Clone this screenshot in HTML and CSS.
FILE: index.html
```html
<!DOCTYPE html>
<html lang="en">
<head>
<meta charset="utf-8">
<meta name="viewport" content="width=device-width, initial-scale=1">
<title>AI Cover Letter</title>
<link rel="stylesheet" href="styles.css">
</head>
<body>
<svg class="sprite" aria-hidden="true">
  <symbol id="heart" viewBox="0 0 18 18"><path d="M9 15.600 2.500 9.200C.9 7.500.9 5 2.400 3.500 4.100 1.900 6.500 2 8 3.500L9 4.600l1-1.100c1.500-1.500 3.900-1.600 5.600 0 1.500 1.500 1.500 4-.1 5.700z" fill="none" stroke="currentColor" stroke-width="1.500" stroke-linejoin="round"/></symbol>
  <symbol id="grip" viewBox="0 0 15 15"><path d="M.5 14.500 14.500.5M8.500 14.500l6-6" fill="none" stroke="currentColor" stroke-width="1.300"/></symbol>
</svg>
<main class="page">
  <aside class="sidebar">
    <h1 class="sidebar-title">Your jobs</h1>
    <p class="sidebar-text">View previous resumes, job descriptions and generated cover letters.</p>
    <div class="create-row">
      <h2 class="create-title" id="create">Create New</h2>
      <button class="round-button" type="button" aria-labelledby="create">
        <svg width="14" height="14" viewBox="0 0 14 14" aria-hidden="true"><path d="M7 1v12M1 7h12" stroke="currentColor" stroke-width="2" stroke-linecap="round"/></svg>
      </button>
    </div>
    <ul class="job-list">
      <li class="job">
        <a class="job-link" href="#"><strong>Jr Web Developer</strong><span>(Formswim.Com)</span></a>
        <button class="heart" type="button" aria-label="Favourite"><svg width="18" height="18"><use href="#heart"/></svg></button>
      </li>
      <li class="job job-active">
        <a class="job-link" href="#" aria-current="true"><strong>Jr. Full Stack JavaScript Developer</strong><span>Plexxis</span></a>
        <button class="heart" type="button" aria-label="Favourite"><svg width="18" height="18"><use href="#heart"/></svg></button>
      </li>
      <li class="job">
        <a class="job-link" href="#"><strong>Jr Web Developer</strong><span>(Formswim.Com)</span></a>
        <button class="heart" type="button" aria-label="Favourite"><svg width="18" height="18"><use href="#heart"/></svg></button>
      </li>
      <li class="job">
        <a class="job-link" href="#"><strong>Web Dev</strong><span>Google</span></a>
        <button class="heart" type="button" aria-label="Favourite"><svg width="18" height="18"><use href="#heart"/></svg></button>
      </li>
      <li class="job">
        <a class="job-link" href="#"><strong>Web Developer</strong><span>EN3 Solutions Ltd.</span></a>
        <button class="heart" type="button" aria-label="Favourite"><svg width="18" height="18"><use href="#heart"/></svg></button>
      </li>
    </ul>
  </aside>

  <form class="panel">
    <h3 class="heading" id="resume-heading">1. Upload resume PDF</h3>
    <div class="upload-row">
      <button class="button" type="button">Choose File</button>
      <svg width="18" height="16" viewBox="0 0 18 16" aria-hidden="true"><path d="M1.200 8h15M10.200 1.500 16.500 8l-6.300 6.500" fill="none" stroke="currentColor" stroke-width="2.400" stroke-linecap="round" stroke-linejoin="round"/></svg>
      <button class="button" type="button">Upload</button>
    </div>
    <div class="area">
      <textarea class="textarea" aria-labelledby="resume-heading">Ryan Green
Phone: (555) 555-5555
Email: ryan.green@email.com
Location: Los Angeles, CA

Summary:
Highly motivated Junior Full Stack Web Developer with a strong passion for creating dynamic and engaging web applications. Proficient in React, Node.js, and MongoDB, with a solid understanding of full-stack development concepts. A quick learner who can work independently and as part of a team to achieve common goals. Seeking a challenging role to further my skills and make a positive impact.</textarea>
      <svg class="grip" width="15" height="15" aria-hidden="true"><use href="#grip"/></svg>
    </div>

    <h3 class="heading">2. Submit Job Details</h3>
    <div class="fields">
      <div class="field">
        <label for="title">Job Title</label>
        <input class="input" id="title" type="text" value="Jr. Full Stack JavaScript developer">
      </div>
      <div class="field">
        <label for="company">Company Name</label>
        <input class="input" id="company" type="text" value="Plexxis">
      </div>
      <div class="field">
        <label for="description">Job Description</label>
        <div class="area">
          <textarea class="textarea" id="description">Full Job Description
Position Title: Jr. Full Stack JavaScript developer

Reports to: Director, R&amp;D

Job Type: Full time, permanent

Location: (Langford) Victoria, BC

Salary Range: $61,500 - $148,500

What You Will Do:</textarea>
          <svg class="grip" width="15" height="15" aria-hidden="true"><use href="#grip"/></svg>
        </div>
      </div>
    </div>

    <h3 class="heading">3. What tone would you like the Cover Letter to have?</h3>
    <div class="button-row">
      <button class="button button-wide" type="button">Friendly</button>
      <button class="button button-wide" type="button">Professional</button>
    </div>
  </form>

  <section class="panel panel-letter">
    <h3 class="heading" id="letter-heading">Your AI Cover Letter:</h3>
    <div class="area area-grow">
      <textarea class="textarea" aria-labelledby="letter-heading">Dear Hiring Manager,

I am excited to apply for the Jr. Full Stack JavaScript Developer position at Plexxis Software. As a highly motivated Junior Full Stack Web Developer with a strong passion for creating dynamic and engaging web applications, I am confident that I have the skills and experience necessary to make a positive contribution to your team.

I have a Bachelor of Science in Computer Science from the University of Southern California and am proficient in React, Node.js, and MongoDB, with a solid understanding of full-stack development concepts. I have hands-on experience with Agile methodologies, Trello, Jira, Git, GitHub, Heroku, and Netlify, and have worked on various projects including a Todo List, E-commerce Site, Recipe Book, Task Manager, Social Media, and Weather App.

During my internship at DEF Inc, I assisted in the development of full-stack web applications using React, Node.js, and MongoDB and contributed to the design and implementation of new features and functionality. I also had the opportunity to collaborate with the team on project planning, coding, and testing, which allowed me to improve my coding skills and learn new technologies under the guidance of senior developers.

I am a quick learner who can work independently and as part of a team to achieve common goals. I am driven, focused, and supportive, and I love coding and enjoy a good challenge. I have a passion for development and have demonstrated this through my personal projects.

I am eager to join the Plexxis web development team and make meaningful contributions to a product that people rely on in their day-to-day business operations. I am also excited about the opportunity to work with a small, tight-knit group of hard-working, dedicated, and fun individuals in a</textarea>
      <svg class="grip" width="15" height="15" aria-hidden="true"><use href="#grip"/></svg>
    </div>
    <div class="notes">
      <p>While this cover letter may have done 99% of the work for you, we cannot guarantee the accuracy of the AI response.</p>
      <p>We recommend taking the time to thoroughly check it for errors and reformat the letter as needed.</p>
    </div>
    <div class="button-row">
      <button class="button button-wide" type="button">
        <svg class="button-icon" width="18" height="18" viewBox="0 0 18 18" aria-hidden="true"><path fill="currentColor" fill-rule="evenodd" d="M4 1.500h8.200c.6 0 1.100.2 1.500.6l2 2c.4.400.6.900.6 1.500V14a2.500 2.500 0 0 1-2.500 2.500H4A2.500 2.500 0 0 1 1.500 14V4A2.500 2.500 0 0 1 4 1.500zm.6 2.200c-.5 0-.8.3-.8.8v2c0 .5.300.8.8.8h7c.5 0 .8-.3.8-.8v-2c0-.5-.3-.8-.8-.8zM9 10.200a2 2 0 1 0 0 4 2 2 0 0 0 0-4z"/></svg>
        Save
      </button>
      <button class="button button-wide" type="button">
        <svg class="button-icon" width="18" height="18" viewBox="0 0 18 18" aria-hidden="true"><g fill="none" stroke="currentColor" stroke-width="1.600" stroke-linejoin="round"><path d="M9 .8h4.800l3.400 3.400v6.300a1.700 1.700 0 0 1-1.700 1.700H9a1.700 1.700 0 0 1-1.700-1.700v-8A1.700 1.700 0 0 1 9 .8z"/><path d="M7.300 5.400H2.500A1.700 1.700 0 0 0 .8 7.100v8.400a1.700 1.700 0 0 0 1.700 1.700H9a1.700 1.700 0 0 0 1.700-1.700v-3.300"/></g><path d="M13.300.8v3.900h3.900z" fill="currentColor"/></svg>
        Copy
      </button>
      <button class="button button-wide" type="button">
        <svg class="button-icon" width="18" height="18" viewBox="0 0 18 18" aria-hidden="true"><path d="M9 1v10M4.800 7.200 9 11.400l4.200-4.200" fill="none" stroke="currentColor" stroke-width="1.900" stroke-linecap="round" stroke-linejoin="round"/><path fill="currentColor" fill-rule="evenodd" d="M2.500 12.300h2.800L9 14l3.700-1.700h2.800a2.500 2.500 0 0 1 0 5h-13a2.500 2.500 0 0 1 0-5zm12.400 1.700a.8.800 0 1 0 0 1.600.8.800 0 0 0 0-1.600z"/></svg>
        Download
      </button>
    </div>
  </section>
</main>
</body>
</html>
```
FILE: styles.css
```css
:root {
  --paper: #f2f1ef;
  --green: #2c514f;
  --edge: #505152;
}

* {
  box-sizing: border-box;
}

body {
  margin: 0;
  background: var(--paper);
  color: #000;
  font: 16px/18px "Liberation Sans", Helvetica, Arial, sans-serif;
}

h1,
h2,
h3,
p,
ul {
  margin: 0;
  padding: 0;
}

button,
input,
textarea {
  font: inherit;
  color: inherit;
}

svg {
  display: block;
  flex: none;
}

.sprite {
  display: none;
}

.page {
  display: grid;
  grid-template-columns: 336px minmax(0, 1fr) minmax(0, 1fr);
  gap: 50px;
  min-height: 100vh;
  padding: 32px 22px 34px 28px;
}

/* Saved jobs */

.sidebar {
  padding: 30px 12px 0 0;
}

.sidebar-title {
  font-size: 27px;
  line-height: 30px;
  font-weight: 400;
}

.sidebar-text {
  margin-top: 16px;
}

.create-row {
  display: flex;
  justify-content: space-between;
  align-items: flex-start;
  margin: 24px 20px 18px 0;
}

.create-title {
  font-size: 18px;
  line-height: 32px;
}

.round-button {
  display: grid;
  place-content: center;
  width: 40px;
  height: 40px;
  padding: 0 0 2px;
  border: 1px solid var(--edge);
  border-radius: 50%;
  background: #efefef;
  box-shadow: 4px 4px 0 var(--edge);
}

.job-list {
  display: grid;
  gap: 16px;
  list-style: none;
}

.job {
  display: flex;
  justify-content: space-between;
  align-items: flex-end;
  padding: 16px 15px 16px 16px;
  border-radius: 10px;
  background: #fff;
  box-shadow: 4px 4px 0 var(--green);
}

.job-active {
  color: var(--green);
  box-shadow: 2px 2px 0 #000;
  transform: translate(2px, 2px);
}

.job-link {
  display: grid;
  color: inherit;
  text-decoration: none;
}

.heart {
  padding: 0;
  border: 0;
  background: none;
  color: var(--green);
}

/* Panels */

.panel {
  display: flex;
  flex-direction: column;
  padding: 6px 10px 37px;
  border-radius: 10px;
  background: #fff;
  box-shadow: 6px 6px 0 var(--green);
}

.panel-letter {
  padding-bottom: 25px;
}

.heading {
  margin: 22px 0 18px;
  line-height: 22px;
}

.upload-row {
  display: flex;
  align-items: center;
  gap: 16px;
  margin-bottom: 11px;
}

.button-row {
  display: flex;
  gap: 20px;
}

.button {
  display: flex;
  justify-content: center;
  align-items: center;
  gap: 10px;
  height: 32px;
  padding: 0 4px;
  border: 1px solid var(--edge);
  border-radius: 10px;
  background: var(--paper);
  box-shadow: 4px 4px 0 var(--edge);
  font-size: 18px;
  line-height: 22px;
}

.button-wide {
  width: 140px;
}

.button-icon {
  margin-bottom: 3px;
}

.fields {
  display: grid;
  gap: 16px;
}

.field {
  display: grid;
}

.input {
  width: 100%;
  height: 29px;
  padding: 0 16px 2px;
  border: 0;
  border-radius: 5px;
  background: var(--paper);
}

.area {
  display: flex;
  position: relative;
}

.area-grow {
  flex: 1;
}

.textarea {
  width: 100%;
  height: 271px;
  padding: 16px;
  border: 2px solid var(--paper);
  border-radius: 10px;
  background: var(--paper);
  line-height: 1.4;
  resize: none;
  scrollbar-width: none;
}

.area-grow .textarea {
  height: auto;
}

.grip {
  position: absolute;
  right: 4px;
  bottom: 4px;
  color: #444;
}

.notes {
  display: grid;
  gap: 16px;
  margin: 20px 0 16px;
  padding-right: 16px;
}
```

⁂

### Direction:
Determine how many lines include the word "this" and report that number by itself.

### Task result:
3